» Description of the task: Every line that contains the word "React" should be copied out.

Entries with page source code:

■ ■ ■ ■ ■

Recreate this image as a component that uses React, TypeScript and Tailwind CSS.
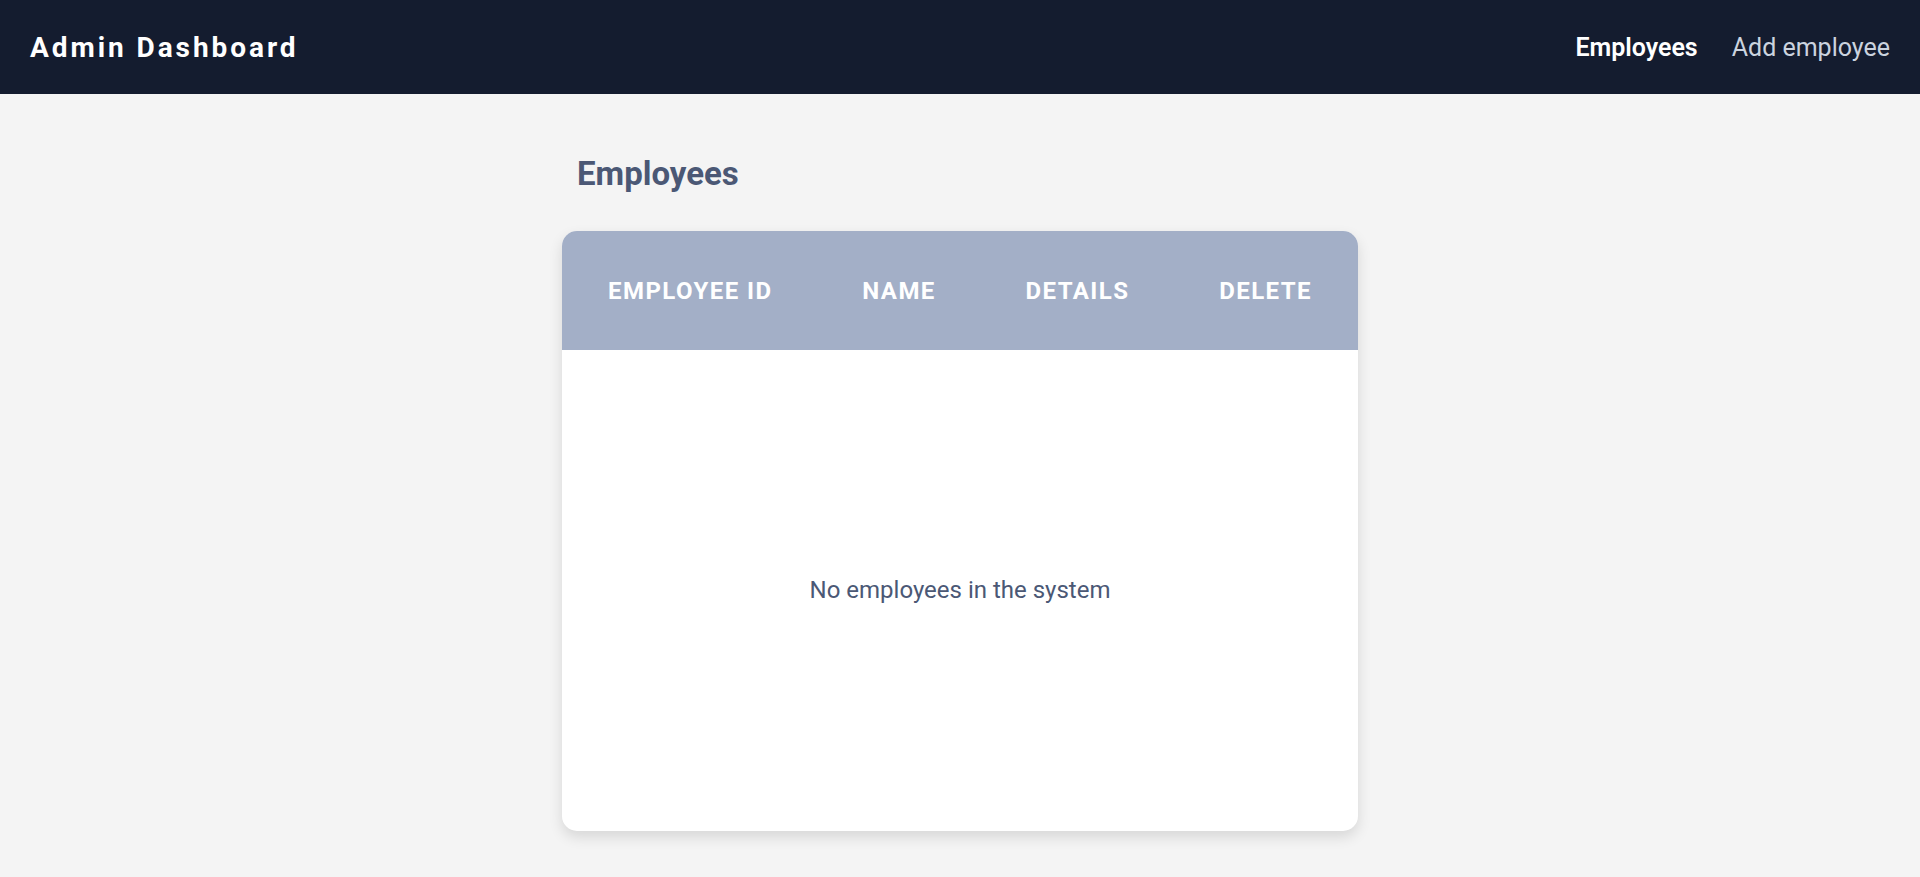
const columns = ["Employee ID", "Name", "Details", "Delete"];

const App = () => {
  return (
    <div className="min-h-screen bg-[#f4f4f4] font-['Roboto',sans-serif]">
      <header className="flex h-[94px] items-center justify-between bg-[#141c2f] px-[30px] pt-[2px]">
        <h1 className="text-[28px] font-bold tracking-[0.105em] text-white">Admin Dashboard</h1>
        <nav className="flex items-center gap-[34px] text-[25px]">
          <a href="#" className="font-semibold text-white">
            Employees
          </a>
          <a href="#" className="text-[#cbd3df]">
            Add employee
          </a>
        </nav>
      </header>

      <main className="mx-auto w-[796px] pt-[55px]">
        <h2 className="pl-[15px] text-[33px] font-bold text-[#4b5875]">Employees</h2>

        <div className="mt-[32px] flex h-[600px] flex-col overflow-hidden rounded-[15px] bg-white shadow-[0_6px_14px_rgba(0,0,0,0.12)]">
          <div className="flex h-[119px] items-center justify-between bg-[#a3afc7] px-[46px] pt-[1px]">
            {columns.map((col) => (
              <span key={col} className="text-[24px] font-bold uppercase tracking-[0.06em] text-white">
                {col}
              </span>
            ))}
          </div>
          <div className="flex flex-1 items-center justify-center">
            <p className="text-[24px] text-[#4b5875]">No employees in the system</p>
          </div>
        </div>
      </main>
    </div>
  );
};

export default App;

■ ■ ■ ■ ■

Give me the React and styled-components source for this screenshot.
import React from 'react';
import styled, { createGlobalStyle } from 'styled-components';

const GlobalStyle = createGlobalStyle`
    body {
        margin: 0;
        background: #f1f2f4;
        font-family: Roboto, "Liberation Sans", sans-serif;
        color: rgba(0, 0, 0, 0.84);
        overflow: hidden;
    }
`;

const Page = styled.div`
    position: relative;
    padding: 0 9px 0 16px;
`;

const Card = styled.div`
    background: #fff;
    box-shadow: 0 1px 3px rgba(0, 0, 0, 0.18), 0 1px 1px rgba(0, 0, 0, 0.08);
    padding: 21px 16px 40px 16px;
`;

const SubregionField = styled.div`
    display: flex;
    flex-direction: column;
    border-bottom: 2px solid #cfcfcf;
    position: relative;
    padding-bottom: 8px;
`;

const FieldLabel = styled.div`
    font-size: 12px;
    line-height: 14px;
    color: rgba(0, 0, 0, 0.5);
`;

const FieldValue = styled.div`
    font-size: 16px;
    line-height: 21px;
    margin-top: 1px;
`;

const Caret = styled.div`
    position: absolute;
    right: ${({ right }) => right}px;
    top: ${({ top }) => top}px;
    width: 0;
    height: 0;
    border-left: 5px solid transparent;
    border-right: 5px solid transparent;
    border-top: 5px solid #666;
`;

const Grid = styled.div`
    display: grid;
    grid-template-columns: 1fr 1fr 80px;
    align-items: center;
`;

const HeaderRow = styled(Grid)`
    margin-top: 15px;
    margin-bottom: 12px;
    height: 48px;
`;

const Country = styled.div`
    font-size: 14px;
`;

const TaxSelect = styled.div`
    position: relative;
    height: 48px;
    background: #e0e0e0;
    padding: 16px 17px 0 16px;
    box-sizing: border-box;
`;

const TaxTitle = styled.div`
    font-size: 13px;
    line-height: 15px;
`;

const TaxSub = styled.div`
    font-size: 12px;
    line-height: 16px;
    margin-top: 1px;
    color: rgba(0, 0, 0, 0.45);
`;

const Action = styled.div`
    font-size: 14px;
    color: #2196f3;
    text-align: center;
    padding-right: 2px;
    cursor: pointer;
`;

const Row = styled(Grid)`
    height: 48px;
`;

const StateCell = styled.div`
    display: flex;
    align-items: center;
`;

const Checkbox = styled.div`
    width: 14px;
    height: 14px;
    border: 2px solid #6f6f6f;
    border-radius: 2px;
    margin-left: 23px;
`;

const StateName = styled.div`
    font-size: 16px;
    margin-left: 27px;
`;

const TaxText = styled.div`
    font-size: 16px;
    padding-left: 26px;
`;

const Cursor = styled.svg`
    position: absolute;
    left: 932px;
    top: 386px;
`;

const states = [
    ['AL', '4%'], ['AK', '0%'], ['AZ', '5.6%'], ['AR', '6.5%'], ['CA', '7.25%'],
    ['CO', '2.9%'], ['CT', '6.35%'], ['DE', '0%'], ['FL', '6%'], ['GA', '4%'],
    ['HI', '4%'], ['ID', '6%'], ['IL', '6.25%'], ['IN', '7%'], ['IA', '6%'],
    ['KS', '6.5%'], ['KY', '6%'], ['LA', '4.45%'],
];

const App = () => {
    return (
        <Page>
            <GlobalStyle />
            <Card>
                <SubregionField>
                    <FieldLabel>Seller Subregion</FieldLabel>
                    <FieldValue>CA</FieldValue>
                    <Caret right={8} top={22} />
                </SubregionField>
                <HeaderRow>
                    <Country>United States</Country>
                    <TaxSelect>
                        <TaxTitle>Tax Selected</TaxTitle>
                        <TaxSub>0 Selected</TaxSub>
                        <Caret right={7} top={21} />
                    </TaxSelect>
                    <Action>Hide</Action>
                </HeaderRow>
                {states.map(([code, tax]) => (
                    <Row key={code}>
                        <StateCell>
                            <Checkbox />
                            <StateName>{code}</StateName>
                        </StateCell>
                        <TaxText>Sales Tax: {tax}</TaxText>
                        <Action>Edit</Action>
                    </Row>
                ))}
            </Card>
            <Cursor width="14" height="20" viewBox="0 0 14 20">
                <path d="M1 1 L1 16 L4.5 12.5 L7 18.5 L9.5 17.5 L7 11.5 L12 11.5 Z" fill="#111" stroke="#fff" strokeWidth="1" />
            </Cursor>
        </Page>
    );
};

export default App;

■ ■ ■ ■ ■

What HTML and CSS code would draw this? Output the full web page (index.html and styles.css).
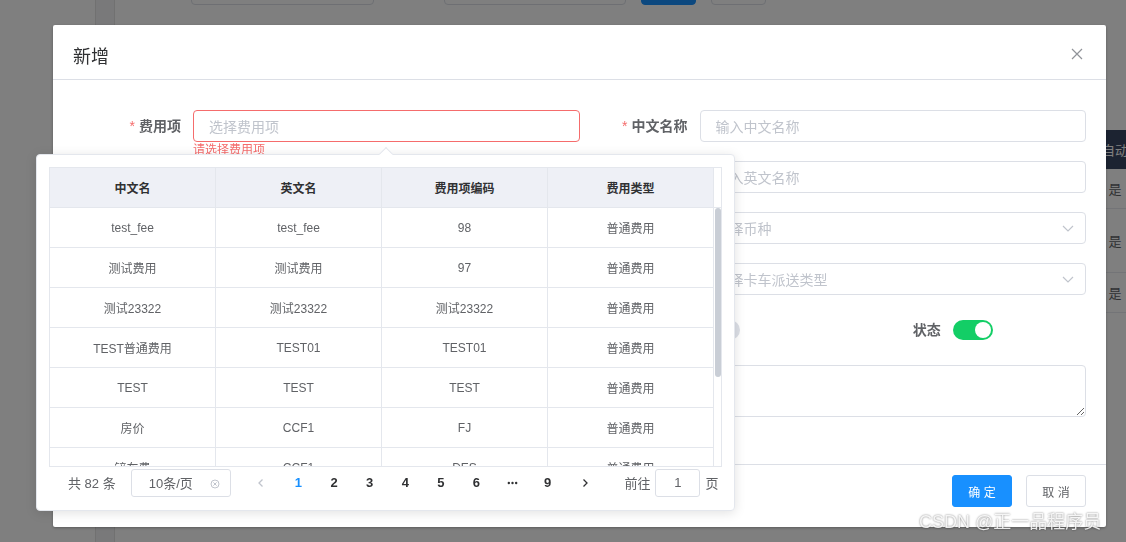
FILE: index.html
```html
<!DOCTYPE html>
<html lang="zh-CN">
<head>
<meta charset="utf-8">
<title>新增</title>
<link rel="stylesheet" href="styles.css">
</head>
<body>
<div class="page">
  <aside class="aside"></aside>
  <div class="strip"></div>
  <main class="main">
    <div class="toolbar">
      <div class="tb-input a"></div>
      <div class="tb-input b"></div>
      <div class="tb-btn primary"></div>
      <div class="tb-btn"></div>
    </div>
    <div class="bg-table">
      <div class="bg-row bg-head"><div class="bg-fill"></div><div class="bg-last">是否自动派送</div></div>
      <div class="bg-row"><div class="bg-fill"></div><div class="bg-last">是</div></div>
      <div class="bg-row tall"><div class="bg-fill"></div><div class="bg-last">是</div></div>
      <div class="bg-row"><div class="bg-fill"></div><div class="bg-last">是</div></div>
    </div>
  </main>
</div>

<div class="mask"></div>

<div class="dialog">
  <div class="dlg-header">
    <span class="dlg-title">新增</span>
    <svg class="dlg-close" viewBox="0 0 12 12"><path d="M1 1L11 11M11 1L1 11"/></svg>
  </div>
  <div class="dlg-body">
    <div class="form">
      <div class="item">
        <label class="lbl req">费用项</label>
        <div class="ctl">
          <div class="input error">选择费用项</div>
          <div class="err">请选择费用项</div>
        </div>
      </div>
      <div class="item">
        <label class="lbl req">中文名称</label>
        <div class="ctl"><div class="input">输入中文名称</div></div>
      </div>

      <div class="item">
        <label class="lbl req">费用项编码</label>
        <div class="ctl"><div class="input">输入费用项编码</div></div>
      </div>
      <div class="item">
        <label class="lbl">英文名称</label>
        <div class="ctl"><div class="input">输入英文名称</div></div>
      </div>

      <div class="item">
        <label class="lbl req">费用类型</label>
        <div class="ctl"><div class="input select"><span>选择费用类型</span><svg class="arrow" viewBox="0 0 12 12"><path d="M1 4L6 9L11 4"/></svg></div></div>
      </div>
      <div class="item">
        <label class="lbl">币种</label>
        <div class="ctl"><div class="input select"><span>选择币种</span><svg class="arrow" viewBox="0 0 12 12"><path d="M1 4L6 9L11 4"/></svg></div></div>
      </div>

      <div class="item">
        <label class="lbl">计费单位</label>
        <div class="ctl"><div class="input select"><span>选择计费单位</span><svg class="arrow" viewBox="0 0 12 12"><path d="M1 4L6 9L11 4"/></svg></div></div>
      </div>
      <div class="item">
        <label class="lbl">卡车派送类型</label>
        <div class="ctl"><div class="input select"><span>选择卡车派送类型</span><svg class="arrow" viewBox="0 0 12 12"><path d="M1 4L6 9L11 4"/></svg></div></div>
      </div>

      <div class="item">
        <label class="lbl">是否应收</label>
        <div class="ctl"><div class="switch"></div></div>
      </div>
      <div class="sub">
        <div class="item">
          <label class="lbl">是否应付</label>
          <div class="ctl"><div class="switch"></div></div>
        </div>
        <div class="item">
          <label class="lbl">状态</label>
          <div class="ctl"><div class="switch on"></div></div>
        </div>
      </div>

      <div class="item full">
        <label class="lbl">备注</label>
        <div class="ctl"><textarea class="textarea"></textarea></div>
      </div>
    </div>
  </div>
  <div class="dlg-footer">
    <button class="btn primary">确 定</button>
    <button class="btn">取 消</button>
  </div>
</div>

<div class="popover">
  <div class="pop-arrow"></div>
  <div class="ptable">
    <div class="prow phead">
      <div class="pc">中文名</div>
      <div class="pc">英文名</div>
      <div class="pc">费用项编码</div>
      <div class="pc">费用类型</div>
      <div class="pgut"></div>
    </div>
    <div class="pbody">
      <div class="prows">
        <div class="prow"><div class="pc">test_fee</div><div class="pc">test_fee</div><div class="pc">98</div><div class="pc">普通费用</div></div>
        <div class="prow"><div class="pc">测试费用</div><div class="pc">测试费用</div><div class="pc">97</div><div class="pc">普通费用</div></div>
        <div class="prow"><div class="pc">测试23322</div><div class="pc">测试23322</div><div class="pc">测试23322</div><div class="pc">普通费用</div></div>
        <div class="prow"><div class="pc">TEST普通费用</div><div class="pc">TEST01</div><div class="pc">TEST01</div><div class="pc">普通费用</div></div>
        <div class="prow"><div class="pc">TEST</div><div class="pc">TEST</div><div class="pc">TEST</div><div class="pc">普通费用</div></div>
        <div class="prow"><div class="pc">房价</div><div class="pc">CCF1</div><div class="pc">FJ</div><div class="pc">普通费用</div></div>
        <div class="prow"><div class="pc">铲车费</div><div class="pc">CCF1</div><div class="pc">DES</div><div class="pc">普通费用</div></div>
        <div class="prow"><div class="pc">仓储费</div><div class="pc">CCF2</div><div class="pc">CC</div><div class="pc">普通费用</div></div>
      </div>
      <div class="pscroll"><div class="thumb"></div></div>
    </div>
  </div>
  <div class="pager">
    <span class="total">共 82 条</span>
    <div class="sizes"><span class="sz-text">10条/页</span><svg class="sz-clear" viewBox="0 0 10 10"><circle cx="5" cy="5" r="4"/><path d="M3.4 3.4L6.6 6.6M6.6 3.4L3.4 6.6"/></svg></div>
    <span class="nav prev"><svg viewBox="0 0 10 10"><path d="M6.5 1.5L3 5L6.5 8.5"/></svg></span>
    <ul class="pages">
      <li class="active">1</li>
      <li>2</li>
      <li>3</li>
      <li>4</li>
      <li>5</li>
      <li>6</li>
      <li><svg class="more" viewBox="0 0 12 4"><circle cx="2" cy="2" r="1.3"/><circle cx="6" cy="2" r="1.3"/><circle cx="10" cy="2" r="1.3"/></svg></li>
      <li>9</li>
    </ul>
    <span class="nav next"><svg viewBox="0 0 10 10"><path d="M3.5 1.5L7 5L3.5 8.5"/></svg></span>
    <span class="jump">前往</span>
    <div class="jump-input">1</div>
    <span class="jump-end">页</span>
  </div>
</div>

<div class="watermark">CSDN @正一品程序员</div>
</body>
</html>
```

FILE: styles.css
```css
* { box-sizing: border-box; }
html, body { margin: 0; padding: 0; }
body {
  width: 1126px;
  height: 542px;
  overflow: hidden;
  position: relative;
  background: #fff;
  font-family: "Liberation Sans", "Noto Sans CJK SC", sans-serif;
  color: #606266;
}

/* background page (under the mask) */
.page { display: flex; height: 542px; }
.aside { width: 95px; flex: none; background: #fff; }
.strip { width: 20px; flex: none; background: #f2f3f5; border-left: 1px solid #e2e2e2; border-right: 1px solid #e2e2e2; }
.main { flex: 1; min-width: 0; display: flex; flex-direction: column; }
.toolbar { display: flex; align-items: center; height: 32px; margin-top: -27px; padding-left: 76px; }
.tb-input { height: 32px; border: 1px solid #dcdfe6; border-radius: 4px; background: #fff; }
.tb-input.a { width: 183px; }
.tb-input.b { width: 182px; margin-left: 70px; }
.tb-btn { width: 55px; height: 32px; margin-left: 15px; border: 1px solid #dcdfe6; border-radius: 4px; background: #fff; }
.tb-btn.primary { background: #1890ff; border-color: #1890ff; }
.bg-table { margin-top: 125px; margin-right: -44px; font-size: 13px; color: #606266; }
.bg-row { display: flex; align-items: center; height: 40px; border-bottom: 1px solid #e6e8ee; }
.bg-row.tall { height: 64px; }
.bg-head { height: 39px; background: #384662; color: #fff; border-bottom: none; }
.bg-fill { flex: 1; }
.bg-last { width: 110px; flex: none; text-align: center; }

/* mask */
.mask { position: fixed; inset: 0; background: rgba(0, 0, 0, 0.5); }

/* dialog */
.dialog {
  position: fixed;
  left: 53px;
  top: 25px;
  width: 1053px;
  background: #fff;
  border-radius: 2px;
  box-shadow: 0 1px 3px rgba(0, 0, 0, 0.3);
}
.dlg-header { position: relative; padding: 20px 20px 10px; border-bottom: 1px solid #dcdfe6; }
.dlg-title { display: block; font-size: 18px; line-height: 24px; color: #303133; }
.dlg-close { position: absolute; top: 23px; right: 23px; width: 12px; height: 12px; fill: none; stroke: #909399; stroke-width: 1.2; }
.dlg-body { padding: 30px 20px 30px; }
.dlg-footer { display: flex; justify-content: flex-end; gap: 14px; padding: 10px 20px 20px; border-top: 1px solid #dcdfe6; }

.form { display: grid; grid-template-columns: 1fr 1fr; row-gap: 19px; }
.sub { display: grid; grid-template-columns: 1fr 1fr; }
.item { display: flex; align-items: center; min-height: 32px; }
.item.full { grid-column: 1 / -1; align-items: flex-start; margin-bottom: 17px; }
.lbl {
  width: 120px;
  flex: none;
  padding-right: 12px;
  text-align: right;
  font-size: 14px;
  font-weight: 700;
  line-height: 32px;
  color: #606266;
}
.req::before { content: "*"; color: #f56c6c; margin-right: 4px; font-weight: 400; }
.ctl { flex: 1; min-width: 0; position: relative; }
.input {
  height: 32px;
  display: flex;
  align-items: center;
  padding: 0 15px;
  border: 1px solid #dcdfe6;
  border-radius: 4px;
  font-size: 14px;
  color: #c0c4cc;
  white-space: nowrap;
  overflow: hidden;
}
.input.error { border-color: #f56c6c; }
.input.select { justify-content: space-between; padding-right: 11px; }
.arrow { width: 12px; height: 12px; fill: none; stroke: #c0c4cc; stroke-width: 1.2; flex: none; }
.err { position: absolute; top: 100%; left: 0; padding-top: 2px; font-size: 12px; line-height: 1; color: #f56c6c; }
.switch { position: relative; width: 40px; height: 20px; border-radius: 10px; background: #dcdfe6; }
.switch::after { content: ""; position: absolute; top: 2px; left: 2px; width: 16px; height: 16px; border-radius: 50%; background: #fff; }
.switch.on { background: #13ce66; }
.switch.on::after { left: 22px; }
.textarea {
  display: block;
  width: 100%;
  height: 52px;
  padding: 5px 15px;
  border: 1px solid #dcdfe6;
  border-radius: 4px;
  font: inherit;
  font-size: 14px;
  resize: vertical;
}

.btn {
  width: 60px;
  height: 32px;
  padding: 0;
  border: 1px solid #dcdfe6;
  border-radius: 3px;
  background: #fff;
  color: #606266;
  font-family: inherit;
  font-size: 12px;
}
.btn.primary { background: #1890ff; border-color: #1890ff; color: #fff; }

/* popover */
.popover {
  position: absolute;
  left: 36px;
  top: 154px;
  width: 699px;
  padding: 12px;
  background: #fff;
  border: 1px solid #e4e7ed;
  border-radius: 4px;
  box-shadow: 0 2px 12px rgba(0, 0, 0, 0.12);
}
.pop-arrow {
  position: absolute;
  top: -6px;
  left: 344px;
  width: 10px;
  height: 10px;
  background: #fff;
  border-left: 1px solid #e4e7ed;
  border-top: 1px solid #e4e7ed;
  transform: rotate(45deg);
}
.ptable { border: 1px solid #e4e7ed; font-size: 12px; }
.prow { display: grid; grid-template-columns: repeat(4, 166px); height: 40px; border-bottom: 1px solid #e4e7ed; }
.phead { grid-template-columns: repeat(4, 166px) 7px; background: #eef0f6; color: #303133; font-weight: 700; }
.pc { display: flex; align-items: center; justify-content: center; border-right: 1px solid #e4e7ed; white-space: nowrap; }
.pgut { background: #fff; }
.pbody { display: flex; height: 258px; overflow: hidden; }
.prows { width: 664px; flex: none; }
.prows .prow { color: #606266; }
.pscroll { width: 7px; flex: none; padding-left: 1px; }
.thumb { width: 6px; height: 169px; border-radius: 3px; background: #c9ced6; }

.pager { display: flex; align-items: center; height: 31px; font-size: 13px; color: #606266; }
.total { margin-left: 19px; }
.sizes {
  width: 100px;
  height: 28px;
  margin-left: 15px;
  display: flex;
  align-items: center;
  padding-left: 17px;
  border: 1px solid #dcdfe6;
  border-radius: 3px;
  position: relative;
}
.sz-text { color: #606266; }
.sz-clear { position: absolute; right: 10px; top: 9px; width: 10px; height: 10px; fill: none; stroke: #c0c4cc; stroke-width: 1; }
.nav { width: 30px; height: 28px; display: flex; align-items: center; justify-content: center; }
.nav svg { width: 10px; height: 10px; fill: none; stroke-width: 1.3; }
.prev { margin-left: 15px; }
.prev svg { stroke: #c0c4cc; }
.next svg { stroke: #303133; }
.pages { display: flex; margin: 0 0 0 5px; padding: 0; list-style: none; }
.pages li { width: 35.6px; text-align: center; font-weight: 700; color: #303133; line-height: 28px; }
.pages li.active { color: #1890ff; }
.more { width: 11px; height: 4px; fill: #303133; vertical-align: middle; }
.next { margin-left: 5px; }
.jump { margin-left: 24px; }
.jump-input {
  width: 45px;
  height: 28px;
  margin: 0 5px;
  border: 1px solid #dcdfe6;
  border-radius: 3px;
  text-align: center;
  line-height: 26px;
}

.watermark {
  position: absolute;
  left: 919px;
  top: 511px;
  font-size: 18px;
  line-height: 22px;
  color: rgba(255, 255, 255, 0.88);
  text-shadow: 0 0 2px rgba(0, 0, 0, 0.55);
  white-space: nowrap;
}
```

■ ■ ■ ■ ■

» Result for this exercise:
Recreate this image as a component that uses React, TypeScript and Tailwind CSS.
Give me the React and styled-components source for this screenshot.
import React from 'react';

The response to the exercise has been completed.